DO THIS: For every line in the records that has the word "Generate", make a copy.

PROVIDED INFORMATION:
--- START ---
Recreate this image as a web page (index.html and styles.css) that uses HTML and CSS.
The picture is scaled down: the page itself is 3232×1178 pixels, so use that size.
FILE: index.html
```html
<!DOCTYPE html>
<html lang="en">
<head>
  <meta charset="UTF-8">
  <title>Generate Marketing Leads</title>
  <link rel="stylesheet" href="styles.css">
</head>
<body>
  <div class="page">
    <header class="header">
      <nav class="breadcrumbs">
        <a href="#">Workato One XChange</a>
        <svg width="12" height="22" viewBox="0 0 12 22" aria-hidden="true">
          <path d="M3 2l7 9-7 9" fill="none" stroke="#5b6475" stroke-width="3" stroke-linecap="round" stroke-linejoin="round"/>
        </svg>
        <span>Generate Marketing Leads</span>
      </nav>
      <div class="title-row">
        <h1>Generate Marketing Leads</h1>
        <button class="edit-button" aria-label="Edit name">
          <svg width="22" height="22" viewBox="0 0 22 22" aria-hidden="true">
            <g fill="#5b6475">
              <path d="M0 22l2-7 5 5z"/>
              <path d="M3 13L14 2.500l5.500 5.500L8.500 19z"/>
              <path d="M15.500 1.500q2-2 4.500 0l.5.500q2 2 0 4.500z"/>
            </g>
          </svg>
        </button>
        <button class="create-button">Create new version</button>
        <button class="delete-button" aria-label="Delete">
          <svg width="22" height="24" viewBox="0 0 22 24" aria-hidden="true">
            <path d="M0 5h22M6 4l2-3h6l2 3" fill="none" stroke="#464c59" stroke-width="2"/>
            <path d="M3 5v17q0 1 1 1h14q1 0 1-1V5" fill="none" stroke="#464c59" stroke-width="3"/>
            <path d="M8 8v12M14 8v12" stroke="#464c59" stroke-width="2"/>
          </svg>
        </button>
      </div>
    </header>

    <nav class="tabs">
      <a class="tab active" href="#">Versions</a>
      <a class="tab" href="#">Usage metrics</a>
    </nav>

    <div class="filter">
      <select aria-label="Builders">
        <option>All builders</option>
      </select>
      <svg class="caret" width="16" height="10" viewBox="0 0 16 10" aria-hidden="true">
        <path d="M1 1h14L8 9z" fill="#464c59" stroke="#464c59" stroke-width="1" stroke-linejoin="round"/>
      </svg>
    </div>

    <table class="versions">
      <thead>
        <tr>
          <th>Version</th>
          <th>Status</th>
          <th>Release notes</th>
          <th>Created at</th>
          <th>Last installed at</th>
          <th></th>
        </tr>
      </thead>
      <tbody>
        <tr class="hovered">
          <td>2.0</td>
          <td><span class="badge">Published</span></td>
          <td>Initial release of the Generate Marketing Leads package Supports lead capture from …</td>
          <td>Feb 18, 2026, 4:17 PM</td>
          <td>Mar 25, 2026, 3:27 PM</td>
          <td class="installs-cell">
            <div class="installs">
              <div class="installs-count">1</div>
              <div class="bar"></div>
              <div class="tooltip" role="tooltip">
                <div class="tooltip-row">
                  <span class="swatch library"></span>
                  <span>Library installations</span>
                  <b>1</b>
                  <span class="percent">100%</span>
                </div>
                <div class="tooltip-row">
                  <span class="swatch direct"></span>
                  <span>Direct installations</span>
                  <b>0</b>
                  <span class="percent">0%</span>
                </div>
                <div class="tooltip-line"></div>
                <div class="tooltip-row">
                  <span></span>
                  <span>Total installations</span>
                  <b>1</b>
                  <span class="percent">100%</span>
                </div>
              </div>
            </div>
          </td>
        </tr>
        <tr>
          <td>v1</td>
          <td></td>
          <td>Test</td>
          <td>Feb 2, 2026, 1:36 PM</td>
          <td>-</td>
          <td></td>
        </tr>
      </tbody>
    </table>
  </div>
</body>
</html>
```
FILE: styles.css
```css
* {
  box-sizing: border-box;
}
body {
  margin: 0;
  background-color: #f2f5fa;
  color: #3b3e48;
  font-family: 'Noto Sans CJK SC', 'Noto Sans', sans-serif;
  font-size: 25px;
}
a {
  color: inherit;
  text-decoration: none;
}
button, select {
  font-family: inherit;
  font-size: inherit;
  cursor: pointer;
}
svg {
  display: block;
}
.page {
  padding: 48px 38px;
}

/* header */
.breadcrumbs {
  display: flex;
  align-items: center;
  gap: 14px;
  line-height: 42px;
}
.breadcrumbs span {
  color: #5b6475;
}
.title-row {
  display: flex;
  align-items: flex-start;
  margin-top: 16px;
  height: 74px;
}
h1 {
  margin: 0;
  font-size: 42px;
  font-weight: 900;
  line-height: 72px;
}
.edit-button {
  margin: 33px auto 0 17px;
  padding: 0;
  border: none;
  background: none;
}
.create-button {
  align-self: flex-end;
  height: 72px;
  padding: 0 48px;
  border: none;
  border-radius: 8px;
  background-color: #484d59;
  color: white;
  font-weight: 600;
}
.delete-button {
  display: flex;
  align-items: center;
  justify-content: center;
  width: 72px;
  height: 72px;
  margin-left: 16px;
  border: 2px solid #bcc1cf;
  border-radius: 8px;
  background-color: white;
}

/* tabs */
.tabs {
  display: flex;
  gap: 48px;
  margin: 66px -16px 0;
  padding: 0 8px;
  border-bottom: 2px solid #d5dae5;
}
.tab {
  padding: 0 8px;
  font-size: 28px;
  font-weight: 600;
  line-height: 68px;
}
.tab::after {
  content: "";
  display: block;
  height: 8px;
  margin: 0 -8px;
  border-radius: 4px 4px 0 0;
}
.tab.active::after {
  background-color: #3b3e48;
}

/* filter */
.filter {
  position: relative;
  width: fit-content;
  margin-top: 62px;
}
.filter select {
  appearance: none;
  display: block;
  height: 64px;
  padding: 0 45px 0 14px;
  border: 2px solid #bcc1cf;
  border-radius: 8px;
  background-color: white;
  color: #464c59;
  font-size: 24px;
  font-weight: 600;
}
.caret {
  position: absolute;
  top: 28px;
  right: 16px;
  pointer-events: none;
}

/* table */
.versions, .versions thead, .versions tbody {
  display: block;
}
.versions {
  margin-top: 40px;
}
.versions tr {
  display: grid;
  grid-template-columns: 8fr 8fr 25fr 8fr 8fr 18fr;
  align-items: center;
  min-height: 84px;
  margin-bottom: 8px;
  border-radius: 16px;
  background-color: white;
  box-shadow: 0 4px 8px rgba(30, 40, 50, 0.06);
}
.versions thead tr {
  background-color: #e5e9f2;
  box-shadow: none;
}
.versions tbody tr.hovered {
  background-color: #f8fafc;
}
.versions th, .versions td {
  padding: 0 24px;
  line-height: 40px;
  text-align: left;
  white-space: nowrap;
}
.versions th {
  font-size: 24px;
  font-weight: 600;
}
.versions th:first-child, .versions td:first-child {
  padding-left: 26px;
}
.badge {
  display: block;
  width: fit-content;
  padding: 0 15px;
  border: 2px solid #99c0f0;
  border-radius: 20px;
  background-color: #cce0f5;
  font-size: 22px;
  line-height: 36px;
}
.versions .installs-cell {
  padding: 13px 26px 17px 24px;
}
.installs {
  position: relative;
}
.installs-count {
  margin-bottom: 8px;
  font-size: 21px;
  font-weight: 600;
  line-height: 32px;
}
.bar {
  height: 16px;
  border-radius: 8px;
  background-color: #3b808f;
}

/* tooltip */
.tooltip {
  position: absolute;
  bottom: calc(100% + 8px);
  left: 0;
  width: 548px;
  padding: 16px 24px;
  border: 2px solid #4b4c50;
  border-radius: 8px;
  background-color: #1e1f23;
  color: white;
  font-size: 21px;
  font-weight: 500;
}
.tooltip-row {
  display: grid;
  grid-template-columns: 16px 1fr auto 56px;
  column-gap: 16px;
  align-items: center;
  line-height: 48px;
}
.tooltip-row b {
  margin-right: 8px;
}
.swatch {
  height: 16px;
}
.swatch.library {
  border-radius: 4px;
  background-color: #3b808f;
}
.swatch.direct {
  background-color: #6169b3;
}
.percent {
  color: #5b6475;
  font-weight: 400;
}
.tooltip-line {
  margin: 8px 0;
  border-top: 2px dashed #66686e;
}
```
--- END ---
--- START ---
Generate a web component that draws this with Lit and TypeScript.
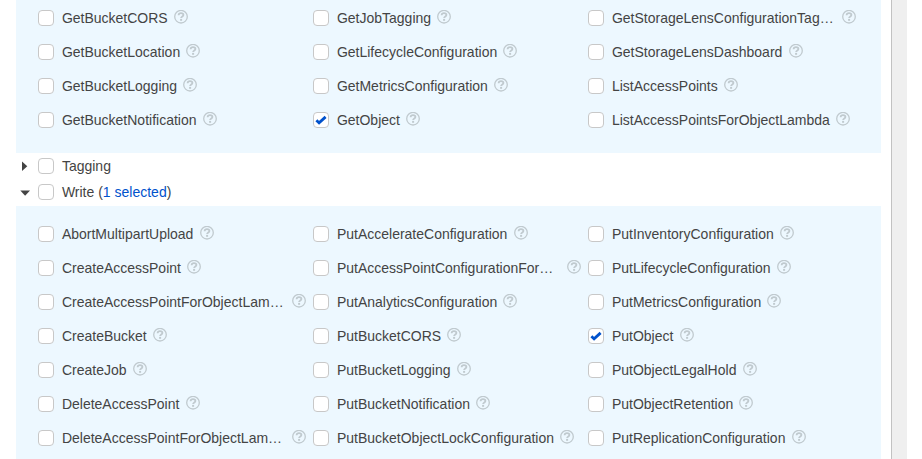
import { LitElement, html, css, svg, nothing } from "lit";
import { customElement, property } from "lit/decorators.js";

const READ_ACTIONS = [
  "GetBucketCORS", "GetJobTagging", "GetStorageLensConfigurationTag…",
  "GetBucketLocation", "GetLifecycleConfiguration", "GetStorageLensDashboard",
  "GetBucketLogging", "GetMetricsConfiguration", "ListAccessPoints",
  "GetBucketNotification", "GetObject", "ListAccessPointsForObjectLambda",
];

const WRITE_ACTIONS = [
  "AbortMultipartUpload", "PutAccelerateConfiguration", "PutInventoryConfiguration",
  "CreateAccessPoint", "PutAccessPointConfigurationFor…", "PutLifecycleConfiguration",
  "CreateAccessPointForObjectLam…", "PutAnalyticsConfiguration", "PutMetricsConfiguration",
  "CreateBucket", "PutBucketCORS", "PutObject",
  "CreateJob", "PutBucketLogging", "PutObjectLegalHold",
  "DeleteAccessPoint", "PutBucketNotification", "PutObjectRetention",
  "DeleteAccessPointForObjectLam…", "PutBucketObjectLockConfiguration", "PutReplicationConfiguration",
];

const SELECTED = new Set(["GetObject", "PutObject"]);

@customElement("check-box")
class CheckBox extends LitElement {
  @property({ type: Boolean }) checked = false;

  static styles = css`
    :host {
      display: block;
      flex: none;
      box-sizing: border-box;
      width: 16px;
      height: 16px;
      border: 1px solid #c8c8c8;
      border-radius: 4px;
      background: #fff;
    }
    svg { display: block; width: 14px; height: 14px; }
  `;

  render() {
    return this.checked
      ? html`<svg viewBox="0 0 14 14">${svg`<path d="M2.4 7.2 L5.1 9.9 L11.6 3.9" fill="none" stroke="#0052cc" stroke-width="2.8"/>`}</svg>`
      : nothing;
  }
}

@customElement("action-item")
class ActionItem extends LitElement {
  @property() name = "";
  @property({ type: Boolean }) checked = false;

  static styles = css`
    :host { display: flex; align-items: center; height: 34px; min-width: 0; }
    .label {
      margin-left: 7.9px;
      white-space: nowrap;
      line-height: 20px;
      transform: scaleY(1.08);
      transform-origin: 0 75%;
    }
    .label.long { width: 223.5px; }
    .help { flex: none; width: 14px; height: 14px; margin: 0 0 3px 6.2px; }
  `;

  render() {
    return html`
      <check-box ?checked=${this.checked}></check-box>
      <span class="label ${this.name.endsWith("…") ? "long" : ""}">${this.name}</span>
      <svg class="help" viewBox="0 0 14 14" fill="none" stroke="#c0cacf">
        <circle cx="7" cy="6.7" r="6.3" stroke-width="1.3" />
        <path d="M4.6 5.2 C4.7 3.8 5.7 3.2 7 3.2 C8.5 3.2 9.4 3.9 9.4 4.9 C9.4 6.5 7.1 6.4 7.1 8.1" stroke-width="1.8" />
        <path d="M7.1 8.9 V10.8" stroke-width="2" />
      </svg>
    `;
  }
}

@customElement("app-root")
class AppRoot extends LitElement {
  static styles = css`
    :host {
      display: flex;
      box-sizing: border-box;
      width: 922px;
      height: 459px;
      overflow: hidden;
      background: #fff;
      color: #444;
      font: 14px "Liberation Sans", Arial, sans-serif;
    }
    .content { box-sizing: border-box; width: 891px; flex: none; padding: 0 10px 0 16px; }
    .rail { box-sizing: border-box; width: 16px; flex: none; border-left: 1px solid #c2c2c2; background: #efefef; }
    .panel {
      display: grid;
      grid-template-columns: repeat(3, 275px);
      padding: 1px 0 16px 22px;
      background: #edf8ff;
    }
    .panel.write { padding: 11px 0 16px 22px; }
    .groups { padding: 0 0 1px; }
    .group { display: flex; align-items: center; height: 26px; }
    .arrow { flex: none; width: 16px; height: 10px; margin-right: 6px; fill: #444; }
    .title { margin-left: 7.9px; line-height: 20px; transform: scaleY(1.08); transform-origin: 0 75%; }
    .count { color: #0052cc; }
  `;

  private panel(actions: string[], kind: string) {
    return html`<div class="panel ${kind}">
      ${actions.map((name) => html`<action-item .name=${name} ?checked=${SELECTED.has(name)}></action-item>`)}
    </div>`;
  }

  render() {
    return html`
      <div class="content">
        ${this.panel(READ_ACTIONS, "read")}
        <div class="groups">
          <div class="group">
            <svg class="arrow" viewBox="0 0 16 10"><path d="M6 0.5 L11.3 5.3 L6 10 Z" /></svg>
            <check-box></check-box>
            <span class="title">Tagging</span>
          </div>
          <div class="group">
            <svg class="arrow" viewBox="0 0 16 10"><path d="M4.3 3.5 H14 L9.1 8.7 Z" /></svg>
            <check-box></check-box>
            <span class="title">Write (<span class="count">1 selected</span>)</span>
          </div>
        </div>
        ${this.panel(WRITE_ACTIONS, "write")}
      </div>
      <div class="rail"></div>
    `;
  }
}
--- END ---
--- START ---
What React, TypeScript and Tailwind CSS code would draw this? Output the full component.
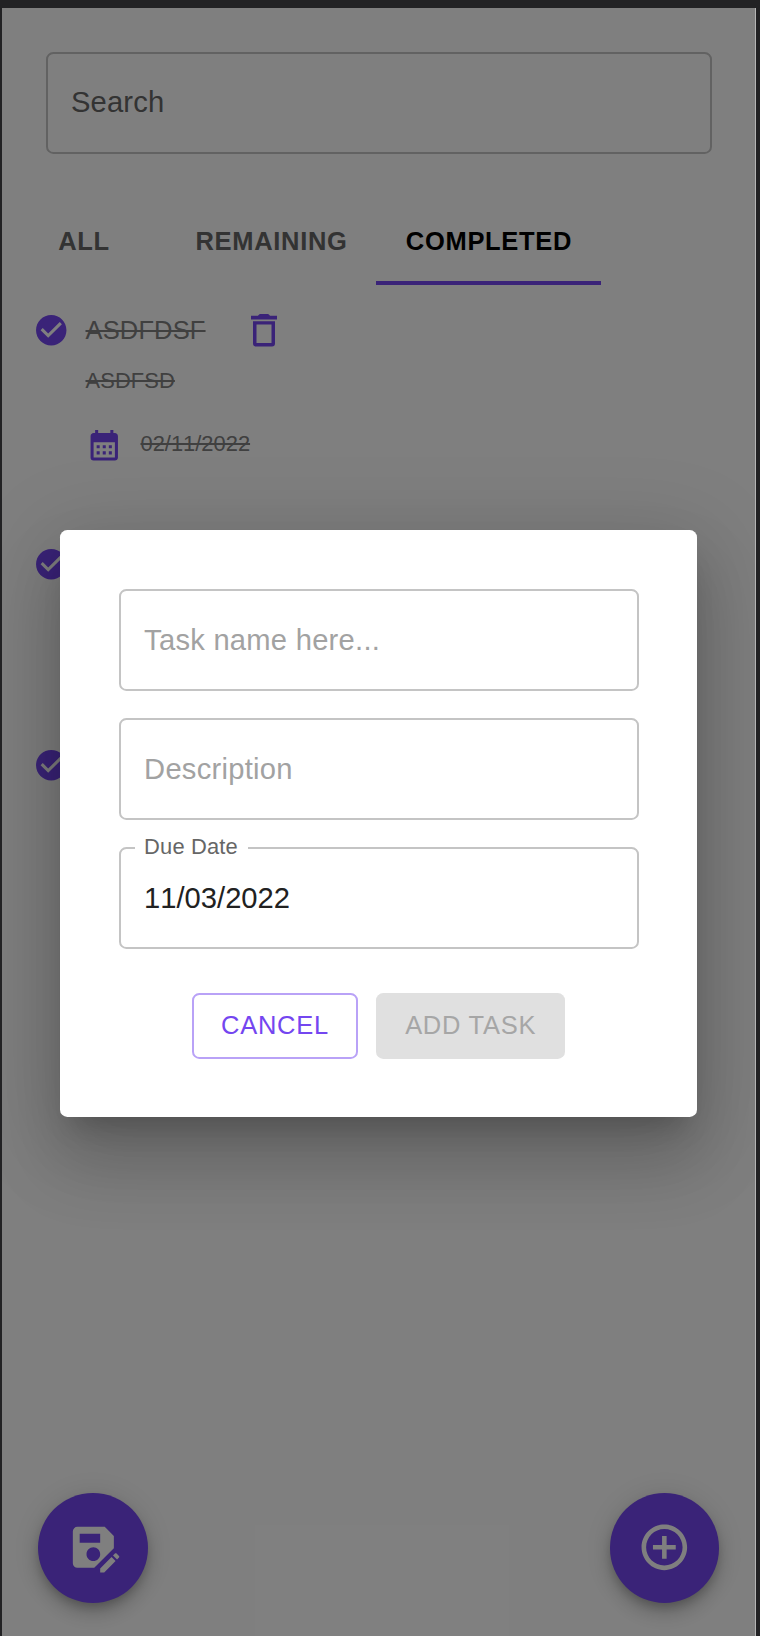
--- END ---
EXERCISE RESPONSE:
  <title>Generate Marketing Leads</title>
        <span>Generate Marketing Leads</span>
        <h1>Generate Marketing Leads</h1>
          <td>Initial release of the Generate Marketing Leads package Supports lead capture from …</td>
Generate a web component that draws this with Lit and TypeScript.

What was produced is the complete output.